Interface markup and scripts:
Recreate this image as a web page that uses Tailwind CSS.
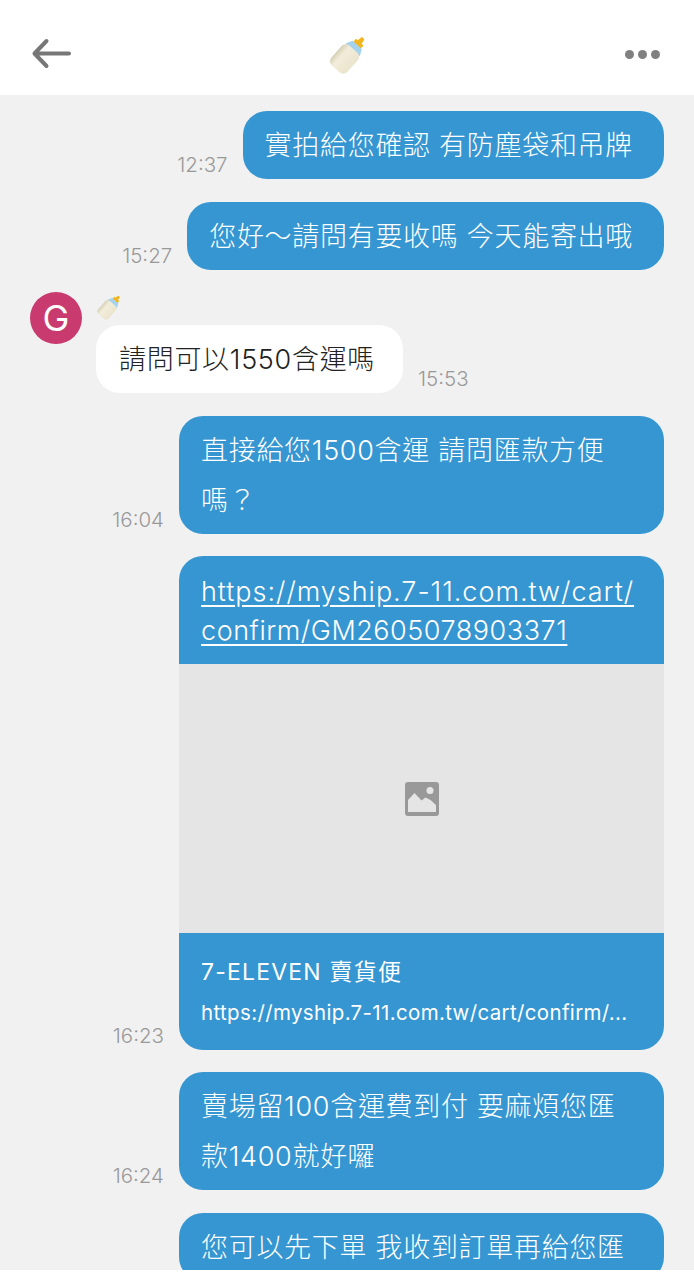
<!DOCTYPE html>
<html lang="zh-Hant">

<head>
    <meta charset="utf-8">
    <title>Chat</title>
    <script src="https://cdn.jsdelivr.net/npm/@tailwindcss/browser@4"></script>
</head>

<body class="bg-white">
    <svg class="absolute w-0 h-0" xmlns="http://www.w3.org/2000/svg">
        <defs>
            <linearGradient id="milk" x1="0" x2="1" y1="0" y2="0">
                <stop offset="0" stop-color="#d6cfb6" />
                <stop offset="0.3" stop-color="#f2edda" />
                <stop offset="1" stop-color="#ebe4cd" />
            </linearGradient>
        </defs>
        <symbol id="bottle" viewBox="0 0 36 38" overflow="visible">
            <g transform="rotate(42 18 19)">
                <path d="M16.200 .5c0-1.400 3.600-1.400 3.600 0l.5 3.700h2.200v3.800h-8.900V4.200h2.100z" fill="#f3b61f" />
                <path d="M12.500 7.500h11l3 6H9.500z" fill="#a5d2ec" />
                <rect x="8.500" y="12.500" width="19" height="23.500" rx="5" fill="url(#milk)" />
            </g>
        </symbol>
    </svg>

    <div class="h-[1279px] flex flex-col overflow-hidden font-['Inter','Noto_Sans_CJK_TC',sans-serif] font-light">
        <header class="h-[95px] shrink-0 flex items-center justify-between pt-[13px] pl-[31px] pr-[34px] bg-white">
            <svg class="w-[41px] h-[32px]" viewBox="0 0 41 32" fill="none" stroke="#777" stroke-width="4" stroke-linecap="round" stroke-linejoin="round">
                <path d="M38 15.500H4M15.500 3 3.500 15.500 15.500 28" />
            </svg>
            <svg class="w-[41px] h-[43px]">
                <use href="#bottle" />
            </svg>
            <div class="flex gap-[4px]">
                <span class="w-[9px] h-[9px] rounded-full bg-[#808080]"></span>
                <span class="w-[9px] h-[9px] rounded-full bg-[#808080]"></span>
                <span class="w-[9px] h-[9px] rounded-full bg-[#808080]"></span>
            </div>
        </header>

        <main class="flex-1 min-h-0 overflow-hidden bg-[#f1f1f1] pt-[16px] pl-[30px] pr-[30px] flex flex-col gap-[22.5px] text-[27px] leading-[50px] tracking-[0.7px] text-white">
            <div class="flex justify-end items-end gap-[15px]">
                <span class="text-[20.500px] leading-[28px] tracking-normal text-[#999]">12:37</span>
                <div class="bg-[#3596d2] rounded-[24px] pl-[22px] pr-[31px] pt-[10px] pb-[8px]">實拍給您確認 有防塵袋和吊牌</div>
            </div>

            <div class="flex justify-end items-end gap-[15px]">
                <span class="text-[20.500px] leading-[28px] tracking-normal text-[#999]">15:27</span>
                <div class="bg-[#3596d2] rounded-[24px] pl-[22px] pr-[31px] pt-[10px] pb-[8px]">您好～請問有要收嗎 今天能寄出哦</div>
            </div>

            <div class="flex gap-[14px]">
                <div class="w-[52px] h-[52px] rounded-full bg-[#c93a6e] flex items-center justify-center text-[36px] tracking-normal font-normal leading-none">G</div>
                <div class="flex flex-col">
                    <svg class="w-[27px] h-[28px] mt-[1px] mb-[4px]">
                        <use href="#bottle" />
                    </svg>
                    <div class="flex items-end gap-[15px]">
                        <div class="bg-white rounded-[24px] pl-[23px] pr-[28px] pt-[10px] pb-[8px] text-[#222]">請問可以1550含運嗎</div>
                        <span class="text-[20.500px] leading-[28px] tracking-normal text-[#999]">15:53</span>
                    </div>
                </div>
            </div>

            <div class="flex justify-end items-end gap-[15px]">
                <span class="text-[20.500px] leading-[28px] tracking-normal text-[#999]">16:04</span>
                <div class="w-[485px] bg-[#3596d2] rounded-[24px] pl-[22px] pr-[31px] pt-[10px] pb-[8px]">直接給您1500含運 請問匯款方便嗎？</div>
            </div>

            <div class="flex justify-end items-end gap-[15px]">
                <span class="text-[20.500px] leading-[29px] tracking-normal text-[#999]">16:23</span>
                <div class="w-[485px] bg-[#3596d2] rounded-[24px] overflow-hidden">
                    <div class="h-[107.800px] px-[22px] pt-[16px] leading-[39px] underline underline-offset-[4px] whitespace-nowrap">
                        <div class="tracking-[0.97px]">https://myship.7-11.com.tw/cart/</div>
                        <div class="tracking-[0.53px]">confirm/GM2605078903371</div>
                    </div>
                    <div class="h-[269px] bg-[#e5e5e5] flex items-center justify-center">
                        <svg class="w-[34px] h-[34px] mt-[1px]" viewBox="0 0 34 34">
                            <rect width="34" height="34" rx="3" fill="#999" />
                            <circle cx="25" cy="8.500" r="3.500" fill="#e5e5e5" />
                            <path d="M3 30V18l6.500-7 7 7.500 4-3 5 2.500 5.500 5v7z" fill="#e5e5e5" />
                        </svg>
                    </div>
                    <div class="h-[117px] px-[22px] pt-[22px]">
                        <div class="text-[23px] leading-[34px] tracking-[1.2px] font-normal">7-ELEVEN 賣貨便</div>
                        <div class="text-[20.500px] leading-[30px] tracking-[0.35px] mt-[9px] font-normal whitespace-nowrap">https://myship.7-11.com.tw/cart/confirm/...</div>
                    </div>
                </div>
            </div>

            <div class="flex justify-end items-end gap-[15px]">
                <span class="text-[20.500px] leading-[28px] tracking-normal text-[#999]">16:24</span>
                <div class="w-[485px] bg-[#3596d2] rounded-[24px] pl-[22px] pr-[31px] pt-[10px] pb-[8px]">賣場留100含運費到付 要麻煩您匯款1400就好囉</div>
            </div>

            <div class="flex justify-end items-end gap-[15px]">
                <div class="w-[485px] shrink-0 bg-[#3596d2] rounded-[24px] pl-[22px] pr-[31px] pt-[10px] pb-[8px]">您可以先下單 我收到訂單再給您匯</div>
            </div>
        </main>

        <div class="h-[9px] shrink-0 bg-white"></div>
    </div>
</body>

</html>
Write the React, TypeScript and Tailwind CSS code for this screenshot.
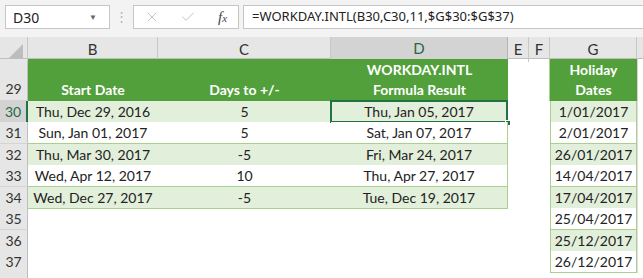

# WHAT YOU SHOULD DO
Transcribe the listing above verbatim. Omit the pictures.

# OUTPUT OF THE TASK
Recreate this image as a web page that uses Tailwind CSS.
<!DOCTYPE html>
<html lang="zh-Hant">

<head>
    <meta charset="utf-8">
    <title>Chat</title>
    <script src="https://cdn.jsdelivr.net/npm/@tailwindcss/browser@4"></script>
</head>

<body class="bg-white">
    <svg class="absolute w-0 h-0" xmlns="http://www.w3.org/2000/svg">
        <defs>
            <linearGradient id="milk" x1="0" x2="1" y1="0" y2="0">
                <stop offset="0" stop-color="#d6cfb6" />
                <stop offset="0.3" stop-color="#f2edda" />
                <stop offset="1" stop-color="#ebe4cd" />
            </linearGradient>
        </defs>
        <symbol id="bottle" viewBox="0 0 36 38" overflow="visible">
            <g transform="rotate(42 18 19)">
                <path d="M16.200 .5c0-1.400 3.600-1.400 3.600 0l.5 3.700h2.200v3.800h-8.900V4.200h2.100z" fill="#f3b61f" />
                <path d="M12.500 7.500h11l3 6H9.500z" fill="#a5d2ec" />
                <rect x="8.500" y="12.500" width="19" height="23.500" rx="5" fill="url(#milk)" />
            </g>
        </symbol>
    </svg>

    <div class="h-[1279px] flex flex-col overflow-hidden font-['Inter','Noto_Sans_CJK_TC',sans-serif] font-light">
        <header class="h-[95px] shrink-0 flex items-center justify-between pt-[13px] pl-[31px] pr-[34px] bg-white">
            <svg class="w-[41px] h-[32px]" viewBox="0 0 41 32" fill="none" stroke="#777" stroke-width="4" stroke-linecap="round" stroke-linejoin="round">
                <path d="M38 15.500H4M15.500 3 3.500 15.500 15.500 28" />
            </svg>
            <svg class="w-[41px] h-[43px]">
                <use href="#bottle" />
            </svg>
            <div class="flex gap-[4px]">
                <span class="w-[9px] h-[9px] rounded-full bg-[#808080]"></span>
                <span class="w-[9px] h-[9px] rounded-full bg-[#808080]"></span>
                <span class="w-[9px] h-[9px] rounded-full bg-[#808080]"></span>
            </div>
        </header>

        <main class="flex-1 min-h-0 overflow-hidden bg-[#f1f1f1] pt-[16px] pl-[30px] pr-[30px] flex flex-col gap-[22.5px] text-[27px] leading-[50px] tracking-[0.7px] text-white">
            <div class="flex justify-end items-end gap-[15px]">
                <span class="text-[20.500px] leading-[28px] tracking-normal text-[#999]">12:37</span>
                <div class="bg-[#3596d2] rounded-[24px] pl-[22px] pr-[31px] pt-[10px] pb-[8px]">實拍給您確認 有防塵袋和吊牌</div>
            </div>

            <div class="flex justify-end items-end gap-[15px]">
                <span class="text-[20.500px] leading-[28px] tracking-normal text-[#999]">15:27</span>
                <div class="bg-[#3596d2] rounded-[24px] pl-[22px] pr-[31px] pt-[10px] pb-[8px]">您好～請問有要收嗎 今天能寄出哦</div>
            </div>

            <div class="flex gap-[14px]">
                <div class="w-[52px] h-[52px] rounded-full bg-[#c93a6e] flex items-center justify-center text-[36px] tracking-normal font-normal leading-none">G</div>
                <div class="flex flex-col">
                    <svg class="w-[27px] h-[28px] mt-[1px] mb-[4px]">
                        <use href="#bottle" />
                    </svg>
                    <div class="flex items-end gap-[15px]">
                        <div class="bg-white rounded-[24px] pl-[23px] pr-[28px] pt-[10px] pb-[8px] text-[#222]">請問可以1550含運嗎</div>
                        <span class="text-[20.500px] leading-[28px] tracking-normal text-[#999]">15:53</span>
                    </div>
                </div>
            </div>

            <div class="flex justify-end items-end gap-[15px]">
                <span class="text-[20.500px] leading-[28px] tracking-normal text-[#999]">16:04</span>
                <div class="w-[485px] bg-[#3596d2] rounded-[24px] pl-[22px] pr-[31px] pt-[10px] pb-[8px]">直接給您1500含運 請問匯款方便嗎？</div>
            </div>

            <div class="flex justify-end items-end gap-[15px]">
                <span class="text-[20.500px] leading-[29px] tracking-normal text-[#999]">16:23</span>
                <div class="w-[485px] bg-[#3596d2] rounded-[24px] overflow-hidden">
                    <div class="h-[107.800px] px-[22px] pt-[16px] leading-[39px] underline underline-offset-[4px] whitespace-nowrap">
                        <div class="tracking-[0.97px]">https://myship.7-11.com.tw/cart/</div>
                        <div class="tracking-[0.53px]">confirm/GM2605078903371</div>
                    </div>
                    <div class="h-[269px] bg-[#e5e5e5] flex items-center justify-center">
                        <svg class="w-[34px] h-[34px] mt-[1px]" viewBox="0 0 34 34">
                            <rect width="34" height="34" rx="3" fill="#999" />
                            <circle cx="25" cy="8.500" r="3.500" fill="#e5e5e5" />
                            <path d="M3 30V18l6.500-7 7 7.500 4-3 5 2.500 5.500 5v7z" fill="#e5e5e5" />
                        </svg>
                    </div>
                    <div class="h-[117px] px-[22px] pt-[22px]">
                        <div class="text-[23px] leading-[34px] tracking-[1.2px] font-normal">7-ELEVEN 賣貨便</div>
                        <div class="text-[20.500px] leading-[30px] tracking-[0.35px] mt-[9px] font-normal whitespace-nowrap">https://myship.7-11.com.tw/cart/confirm/...</div>
                    </div>
                </div>
            </div>

            <div class="flex justify-end items-end gap-[15px]">
                <span class="text-[20.500px] leading-[28px] tracking-normal text-[#999]">16:24</span>
                <div class="w-[485px] bg-[#3596d2] rounded-[24px] pl-[22px] pr-[31px] pt-[10px] pb-[8px]">賣場留100含運費到付 要麻煩您匯款1400就好囉</div>
            </div>

            <div class="flex justify-end items-end gap-[15px]">
                <div class="w-[485px] shrink-0 bg-[#3596d2] rounded-[24px] pl-[22px] pr-[31px] pt-[10px] pb-[8px]">您可以先下單 我收到訂單再給您匯</div>
            </div>
        </main>

        <div class="h-[9px] shrink-0 bg-white"></div>
    </div>
</body>

</html>
Write the React, TypeScript and Tailwind CSS code for this screenshot.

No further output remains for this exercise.